PROMPT:
Check each line of the data below for the word "React", then extract the ones that have it.

SOURCE EXCERPT:
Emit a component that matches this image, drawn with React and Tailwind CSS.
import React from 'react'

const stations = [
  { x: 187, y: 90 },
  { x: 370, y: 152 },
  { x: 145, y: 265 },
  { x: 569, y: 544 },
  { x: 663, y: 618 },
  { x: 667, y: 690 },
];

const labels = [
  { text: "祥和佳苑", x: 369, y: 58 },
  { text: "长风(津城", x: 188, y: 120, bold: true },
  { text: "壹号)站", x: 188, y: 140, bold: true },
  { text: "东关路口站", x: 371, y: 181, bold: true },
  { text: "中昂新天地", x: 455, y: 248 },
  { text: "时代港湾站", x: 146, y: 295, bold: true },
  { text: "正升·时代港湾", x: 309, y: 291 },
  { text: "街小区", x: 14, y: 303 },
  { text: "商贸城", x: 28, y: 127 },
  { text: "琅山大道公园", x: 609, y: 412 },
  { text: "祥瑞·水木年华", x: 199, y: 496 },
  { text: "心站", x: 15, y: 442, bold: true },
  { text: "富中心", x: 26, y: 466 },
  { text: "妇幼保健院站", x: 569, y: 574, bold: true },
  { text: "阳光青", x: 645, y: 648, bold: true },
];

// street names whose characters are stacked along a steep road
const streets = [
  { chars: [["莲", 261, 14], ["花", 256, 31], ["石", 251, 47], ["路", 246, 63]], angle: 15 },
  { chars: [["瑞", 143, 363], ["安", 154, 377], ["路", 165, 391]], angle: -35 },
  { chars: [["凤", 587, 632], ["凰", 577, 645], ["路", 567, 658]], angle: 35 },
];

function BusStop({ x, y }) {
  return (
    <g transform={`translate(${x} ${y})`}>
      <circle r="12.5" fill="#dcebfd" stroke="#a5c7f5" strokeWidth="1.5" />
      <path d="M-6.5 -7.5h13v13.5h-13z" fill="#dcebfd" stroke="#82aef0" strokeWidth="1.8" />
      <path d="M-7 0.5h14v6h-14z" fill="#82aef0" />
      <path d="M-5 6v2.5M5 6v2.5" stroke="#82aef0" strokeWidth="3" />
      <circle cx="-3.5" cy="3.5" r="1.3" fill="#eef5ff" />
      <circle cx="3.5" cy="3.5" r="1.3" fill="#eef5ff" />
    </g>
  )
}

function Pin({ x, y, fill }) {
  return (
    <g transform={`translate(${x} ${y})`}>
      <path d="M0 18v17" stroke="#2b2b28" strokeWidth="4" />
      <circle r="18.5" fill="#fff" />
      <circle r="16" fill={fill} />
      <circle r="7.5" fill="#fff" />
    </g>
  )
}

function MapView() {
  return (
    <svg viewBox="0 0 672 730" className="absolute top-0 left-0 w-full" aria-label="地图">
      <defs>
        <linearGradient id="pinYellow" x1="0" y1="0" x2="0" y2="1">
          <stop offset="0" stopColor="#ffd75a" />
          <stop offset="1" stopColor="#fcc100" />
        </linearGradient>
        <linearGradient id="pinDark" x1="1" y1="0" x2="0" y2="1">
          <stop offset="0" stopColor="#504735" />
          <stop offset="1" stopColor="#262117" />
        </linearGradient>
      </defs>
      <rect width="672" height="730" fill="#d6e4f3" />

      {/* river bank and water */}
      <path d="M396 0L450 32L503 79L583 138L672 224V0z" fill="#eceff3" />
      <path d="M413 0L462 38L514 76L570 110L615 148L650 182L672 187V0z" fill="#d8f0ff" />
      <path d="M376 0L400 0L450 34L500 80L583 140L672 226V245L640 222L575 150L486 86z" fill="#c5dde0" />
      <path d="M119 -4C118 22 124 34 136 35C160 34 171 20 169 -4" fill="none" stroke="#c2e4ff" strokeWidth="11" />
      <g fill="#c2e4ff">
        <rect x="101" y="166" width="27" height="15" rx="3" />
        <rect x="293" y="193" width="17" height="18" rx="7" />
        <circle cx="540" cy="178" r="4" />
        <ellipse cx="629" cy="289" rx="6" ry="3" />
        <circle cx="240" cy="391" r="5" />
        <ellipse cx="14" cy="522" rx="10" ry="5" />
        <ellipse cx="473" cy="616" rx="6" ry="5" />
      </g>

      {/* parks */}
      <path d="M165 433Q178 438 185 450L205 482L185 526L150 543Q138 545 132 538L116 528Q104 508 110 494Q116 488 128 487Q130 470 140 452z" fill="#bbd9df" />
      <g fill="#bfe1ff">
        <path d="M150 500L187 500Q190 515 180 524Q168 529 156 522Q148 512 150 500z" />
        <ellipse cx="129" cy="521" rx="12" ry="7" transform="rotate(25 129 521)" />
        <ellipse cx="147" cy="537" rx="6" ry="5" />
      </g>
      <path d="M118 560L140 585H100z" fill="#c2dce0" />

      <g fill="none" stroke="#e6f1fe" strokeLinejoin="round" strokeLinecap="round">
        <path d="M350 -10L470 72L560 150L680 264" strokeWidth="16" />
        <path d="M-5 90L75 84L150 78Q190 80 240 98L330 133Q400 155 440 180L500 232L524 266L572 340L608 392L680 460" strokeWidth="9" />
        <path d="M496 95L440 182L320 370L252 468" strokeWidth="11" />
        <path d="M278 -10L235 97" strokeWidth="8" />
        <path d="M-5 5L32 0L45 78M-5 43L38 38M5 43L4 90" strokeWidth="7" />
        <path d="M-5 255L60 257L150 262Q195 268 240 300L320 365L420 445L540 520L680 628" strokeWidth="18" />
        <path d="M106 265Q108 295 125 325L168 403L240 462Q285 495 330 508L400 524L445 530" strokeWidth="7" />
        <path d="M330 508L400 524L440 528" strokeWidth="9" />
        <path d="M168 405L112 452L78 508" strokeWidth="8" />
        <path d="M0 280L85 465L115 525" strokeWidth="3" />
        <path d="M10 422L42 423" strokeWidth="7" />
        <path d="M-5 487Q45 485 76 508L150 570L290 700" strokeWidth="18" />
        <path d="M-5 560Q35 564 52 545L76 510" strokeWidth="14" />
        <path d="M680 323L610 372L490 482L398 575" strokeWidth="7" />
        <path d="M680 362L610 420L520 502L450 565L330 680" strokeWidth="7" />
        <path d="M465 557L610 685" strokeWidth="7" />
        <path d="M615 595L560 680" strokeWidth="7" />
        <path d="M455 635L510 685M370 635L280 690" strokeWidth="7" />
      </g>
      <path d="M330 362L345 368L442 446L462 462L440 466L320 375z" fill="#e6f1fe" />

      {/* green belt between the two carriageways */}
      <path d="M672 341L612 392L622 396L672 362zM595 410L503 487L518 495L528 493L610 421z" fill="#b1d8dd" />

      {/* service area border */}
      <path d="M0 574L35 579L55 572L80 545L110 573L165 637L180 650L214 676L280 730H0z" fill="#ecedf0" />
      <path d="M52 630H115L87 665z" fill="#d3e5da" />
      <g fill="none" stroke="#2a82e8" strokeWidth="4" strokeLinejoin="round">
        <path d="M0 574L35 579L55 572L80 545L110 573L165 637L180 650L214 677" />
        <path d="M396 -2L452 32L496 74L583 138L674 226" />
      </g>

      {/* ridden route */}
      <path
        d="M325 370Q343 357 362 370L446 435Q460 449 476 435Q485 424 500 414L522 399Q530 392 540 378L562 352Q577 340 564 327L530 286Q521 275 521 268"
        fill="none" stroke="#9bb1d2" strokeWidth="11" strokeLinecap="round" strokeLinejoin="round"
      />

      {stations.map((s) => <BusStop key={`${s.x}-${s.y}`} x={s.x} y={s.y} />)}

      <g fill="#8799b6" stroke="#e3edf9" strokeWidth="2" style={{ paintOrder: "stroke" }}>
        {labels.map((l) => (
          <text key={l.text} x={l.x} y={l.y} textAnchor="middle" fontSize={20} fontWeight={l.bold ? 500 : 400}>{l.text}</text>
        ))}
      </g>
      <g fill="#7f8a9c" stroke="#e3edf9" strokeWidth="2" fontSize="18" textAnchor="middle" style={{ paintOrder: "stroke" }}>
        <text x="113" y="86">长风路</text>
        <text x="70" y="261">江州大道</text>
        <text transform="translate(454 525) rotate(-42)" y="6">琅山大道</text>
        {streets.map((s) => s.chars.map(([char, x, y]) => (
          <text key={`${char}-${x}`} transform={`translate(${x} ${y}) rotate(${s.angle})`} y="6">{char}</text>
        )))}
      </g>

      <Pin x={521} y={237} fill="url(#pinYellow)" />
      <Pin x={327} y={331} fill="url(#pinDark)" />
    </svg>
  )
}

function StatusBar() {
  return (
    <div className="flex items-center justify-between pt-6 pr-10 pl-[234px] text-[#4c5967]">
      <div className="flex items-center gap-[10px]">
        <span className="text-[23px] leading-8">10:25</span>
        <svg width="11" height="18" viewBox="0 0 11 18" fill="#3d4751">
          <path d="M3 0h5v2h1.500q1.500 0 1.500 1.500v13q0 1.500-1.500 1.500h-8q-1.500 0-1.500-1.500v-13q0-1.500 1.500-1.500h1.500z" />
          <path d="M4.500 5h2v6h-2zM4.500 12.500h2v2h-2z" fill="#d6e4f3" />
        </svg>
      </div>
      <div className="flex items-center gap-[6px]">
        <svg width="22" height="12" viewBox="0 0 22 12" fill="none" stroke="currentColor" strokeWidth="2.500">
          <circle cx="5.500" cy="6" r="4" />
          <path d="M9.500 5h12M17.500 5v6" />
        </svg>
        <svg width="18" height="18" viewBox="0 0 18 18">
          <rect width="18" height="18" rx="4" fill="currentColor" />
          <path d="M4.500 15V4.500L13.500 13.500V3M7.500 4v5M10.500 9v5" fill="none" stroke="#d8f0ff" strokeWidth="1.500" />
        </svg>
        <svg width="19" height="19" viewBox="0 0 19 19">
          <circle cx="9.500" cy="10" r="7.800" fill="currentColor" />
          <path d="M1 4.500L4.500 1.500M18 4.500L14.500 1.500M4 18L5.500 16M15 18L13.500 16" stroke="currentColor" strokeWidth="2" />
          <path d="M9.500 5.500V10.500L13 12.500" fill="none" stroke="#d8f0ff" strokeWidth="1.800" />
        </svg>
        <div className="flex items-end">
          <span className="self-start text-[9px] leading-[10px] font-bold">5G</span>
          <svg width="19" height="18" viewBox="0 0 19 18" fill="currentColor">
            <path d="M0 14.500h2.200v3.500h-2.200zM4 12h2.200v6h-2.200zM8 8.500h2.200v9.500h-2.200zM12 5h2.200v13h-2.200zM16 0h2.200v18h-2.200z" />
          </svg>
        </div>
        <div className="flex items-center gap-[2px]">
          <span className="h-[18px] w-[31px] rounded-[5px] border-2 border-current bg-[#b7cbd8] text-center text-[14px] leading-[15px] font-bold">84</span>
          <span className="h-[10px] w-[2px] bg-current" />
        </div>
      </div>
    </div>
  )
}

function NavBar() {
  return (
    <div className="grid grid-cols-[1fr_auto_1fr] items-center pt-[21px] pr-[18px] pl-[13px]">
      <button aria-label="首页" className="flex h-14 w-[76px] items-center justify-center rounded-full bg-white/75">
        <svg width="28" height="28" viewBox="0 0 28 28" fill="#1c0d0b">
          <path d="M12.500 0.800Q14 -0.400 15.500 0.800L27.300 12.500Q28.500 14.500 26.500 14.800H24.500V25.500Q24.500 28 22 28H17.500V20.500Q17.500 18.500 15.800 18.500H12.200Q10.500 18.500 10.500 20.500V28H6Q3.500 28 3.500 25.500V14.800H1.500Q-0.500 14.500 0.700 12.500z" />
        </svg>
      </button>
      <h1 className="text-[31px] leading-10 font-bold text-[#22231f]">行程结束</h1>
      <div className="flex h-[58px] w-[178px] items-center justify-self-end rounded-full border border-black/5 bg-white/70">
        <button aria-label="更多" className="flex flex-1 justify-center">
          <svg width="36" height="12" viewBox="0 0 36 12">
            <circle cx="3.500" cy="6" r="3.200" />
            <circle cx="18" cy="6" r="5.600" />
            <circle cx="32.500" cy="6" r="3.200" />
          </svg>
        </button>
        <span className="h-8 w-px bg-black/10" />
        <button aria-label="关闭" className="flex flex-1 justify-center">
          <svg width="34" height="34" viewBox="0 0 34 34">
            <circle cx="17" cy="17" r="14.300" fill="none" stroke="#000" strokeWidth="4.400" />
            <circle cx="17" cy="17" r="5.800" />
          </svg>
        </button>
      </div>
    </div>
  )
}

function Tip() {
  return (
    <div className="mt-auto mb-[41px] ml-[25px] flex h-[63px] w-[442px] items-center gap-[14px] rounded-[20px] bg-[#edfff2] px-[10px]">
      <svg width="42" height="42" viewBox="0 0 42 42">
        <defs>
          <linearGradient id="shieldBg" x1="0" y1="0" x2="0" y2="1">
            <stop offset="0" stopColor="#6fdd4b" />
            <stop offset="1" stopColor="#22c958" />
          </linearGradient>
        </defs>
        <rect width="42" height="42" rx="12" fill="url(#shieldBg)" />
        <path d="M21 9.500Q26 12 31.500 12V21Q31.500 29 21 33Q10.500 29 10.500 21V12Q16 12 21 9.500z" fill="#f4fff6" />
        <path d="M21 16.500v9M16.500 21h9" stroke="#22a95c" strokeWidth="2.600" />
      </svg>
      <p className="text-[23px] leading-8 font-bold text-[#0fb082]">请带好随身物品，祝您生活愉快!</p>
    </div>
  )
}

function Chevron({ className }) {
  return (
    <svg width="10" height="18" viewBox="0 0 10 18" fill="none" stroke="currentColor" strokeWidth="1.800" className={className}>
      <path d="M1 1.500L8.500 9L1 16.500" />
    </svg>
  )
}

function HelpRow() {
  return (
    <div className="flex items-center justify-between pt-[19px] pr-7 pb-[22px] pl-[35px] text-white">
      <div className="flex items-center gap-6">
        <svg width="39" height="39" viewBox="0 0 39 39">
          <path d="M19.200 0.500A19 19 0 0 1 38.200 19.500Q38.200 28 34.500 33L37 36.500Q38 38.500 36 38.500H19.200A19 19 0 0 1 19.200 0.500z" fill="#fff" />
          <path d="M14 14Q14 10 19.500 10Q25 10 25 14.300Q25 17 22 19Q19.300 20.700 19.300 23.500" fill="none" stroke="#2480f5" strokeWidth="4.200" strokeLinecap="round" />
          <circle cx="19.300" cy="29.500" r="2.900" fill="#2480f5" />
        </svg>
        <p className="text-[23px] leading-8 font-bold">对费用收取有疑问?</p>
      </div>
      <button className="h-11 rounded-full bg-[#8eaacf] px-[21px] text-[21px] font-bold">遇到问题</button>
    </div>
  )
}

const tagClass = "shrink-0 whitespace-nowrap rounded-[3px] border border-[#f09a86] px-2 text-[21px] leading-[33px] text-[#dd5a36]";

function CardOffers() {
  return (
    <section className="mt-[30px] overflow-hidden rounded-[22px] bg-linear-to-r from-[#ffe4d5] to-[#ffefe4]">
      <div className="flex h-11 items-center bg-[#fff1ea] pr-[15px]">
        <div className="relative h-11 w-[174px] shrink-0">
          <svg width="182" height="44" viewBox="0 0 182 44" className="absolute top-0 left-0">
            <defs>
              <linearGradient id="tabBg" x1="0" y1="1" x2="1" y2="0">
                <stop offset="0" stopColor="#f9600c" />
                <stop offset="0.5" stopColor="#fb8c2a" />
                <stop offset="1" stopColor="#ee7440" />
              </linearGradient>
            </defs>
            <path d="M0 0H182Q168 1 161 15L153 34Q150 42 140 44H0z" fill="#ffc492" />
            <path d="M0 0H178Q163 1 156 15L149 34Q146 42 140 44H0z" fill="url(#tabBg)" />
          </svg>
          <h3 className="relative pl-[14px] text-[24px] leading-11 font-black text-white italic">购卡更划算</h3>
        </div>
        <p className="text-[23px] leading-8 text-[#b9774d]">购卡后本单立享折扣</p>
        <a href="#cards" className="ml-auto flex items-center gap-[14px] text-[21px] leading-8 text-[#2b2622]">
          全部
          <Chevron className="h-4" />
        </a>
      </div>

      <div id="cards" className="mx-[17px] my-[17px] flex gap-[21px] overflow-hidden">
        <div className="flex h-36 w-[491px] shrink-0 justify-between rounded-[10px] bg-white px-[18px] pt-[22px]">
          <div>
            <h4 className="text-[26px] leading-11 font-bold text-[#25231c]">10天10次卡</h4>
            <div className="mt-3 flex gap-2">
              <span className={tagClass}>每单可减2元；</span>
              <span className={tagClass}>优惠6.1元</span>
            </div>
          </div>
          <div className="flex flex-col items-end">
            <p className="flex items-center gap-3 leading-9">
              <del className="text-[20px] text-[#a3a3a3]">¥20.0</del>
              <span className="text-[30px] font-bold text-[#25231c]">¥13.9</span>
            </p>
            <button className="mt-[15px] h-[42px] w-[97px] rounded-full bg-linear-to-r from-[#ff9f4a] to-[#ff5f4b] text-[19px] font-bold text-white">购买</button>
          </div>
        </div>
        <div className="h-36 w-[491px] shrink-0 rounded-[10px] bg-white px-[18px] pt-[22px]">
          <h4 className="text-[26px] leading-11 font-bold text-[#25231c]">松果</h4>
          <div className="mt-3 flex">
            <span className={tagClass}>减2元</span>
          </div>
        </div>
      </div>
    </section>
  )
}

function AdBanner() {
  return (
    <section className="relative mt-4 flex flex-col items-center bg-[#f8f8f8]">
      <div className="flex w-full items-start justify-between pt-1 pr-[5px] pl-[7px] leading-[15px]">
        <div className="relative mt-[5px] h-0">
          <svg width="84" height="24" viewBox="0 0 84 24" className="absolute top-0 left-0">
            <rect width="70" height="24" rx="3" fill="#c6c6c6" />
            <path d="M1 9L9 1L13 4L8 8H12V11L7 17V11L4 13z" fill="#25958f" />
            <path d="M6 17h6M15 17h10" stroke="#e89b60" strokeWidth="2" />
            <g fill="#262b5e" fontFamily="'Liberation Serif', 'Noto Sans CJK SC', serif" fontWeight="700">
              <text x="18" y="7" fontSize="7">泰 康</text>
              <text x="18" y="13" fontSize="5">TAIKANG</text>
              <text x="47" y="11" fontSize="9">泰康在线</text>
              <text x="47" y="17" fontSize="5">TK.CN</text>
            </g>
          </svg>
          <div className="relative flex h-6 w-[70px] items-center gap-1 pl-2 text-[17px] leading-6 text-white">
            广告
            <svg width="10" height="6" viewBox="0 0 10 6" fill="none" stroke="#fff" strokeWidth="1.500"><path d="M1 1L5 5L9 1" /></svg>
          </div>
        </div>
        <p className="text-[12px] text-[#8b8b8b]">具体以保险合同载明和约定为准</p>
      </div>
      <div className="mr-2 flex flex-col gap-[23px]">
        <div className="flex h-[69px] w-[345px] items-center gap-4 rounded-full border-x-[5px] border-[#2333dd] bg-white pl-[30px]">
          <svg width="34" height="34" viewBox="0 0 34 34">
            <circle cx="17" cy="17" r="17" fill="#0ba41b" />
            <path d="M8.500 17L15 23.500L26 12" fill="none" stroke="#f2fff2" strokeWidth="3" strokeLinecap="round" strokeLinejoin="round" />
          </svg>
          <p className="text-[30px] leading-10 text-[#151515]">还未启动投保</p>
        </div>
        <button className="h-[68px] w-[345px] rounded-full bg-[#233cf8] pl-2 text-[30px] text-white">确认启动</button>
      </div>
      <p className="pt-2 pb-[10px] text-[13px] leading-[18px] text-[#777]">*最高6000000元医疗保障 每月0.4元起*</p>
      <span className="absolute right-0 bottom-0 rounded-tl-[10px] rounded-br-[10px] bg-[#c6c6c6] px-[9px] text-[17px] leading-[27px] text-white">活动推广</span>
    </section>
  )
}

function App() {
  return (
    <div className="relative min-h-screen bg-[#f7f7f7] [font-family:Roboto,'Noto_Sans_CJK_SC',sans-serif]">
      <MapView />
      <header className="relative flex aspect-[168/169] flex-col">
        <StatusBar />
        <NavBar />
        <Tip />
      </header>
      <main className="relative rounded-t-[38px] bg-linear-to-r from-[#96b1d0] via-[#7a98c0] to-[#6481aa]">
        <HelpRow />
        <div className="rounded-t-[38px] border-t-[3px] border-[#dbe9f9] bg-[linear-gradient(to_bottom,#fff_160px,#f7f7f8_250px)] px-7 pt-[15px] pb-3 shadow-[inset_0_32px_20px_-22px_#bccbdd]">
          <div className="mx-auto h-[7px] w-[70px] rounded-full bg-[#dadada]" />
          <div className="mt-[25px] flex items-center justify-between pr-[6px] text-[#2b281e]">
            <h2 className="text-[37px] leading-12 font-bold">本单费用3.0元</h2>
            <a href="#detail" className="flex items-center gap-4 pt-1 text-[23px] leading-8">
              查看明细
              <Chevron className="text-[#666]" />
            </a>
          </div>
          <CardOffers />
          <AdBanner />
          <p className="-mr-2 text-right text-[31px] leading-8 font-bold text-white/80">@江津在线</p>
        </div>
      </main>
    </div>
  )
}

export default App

TASK RESPONSE:
Emit a component that matches this image, drawn with React and Tailwind CSS.
import React from 'react'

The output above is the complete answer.